Of course there are people who abuse welfare benefits, but they are estimated to be relatively few in number. And welfare has nothing to do with the bankruptcy of our economic system; all welfare programs combined (excluding Social Security) account for 2-3% of the national budget, and states generally spend 3-5% of their budgets on state welfare programs. In one week the U.S. military outspends an entire year's budget for federal welfare programs. Welfare recipients are clearly being scapegoated for economic woes which have nothing whatsoever to do with the level of entitlement programs in this country.

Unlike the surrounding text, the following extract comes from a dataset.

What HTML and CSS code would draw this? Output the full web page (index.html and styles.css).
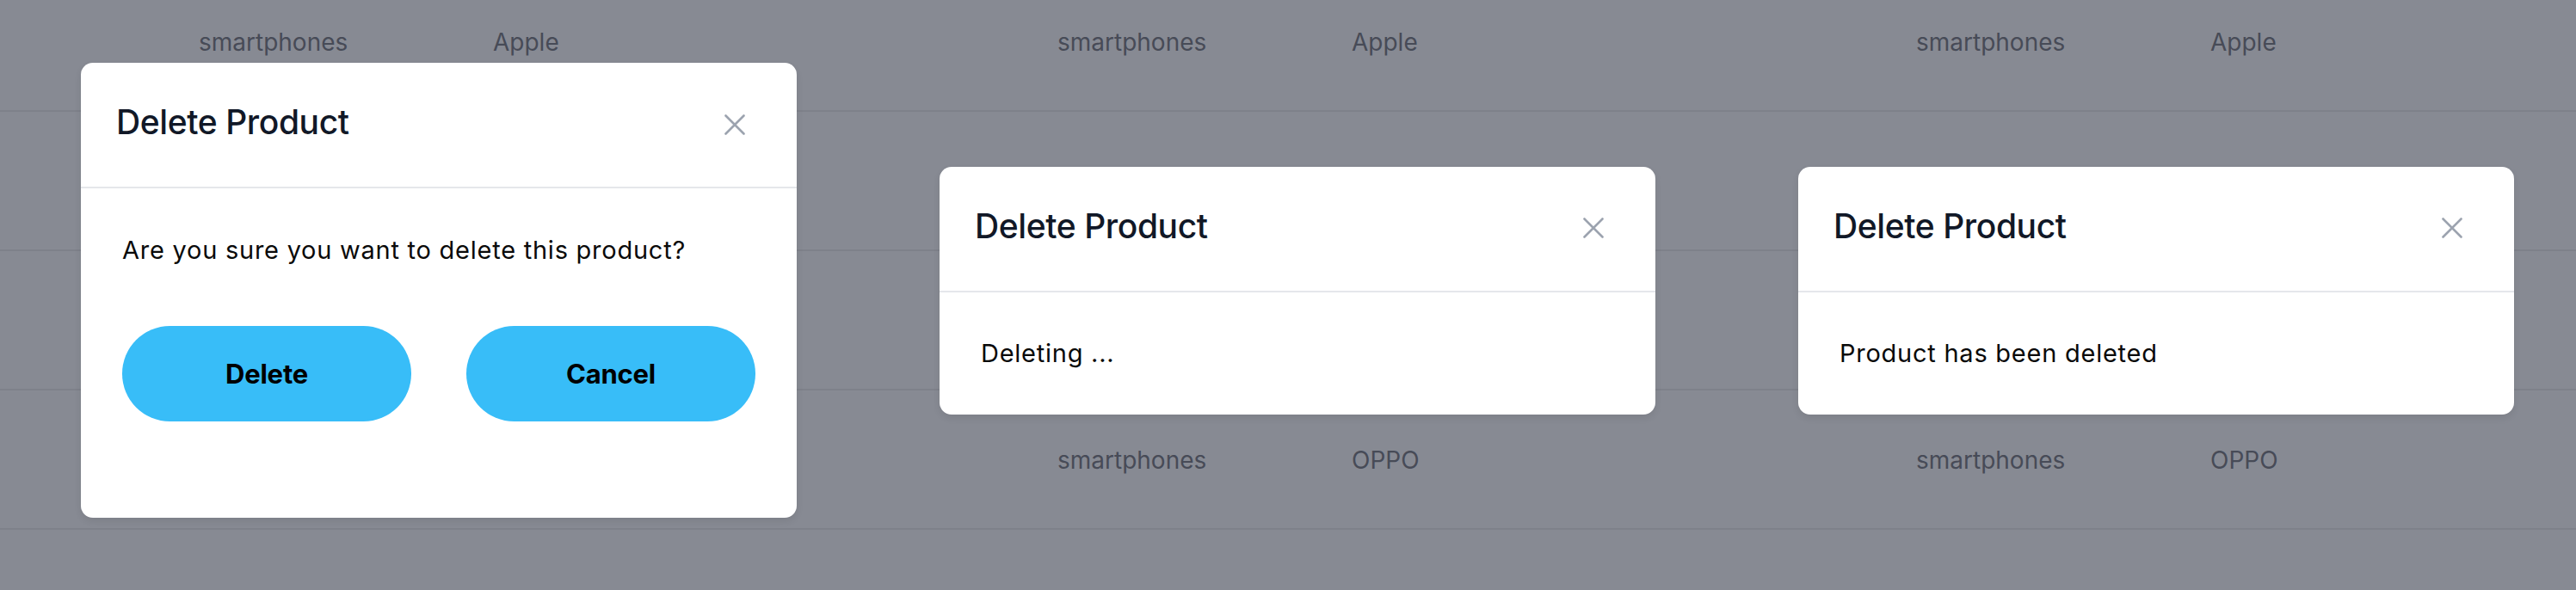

Such myths and scapegoating, together with racism, are what perpetuates a system whereby minorities remain marginalized to this day. Welfare alone cannot rectify this situation completely, but as one piece of a comprehensive program it certainly can contribute. Neither welfare nor Affirmative Action has yet been given much of a chance. Is it reasonable to presume that programs initiated in the past two or three decades and only begrudgingly funded can undo centuries of deprivation? Yet this is what many Americans today expect.

The impoverishment and ghettoization of African Americans can only end when their historical conditions are understood, when myths concerning welfare and the supposed antiquity of black rights in this country and the state are shattered, and when social programs and public education are funded amply and given sufficient time to achieve their goals.

Those who claim that all Americans have equal opportunities fail to recognize the importance of history. Claiming that the playing field is now level for all is the equivalent of allowing someone to belatedly join a game of Monopoly after most of the properties have already been purchased; without an intentional redistribution of resources, fairness cannot be expected to advance of its own accord, and this is what Affirmative Action and welfare are all about.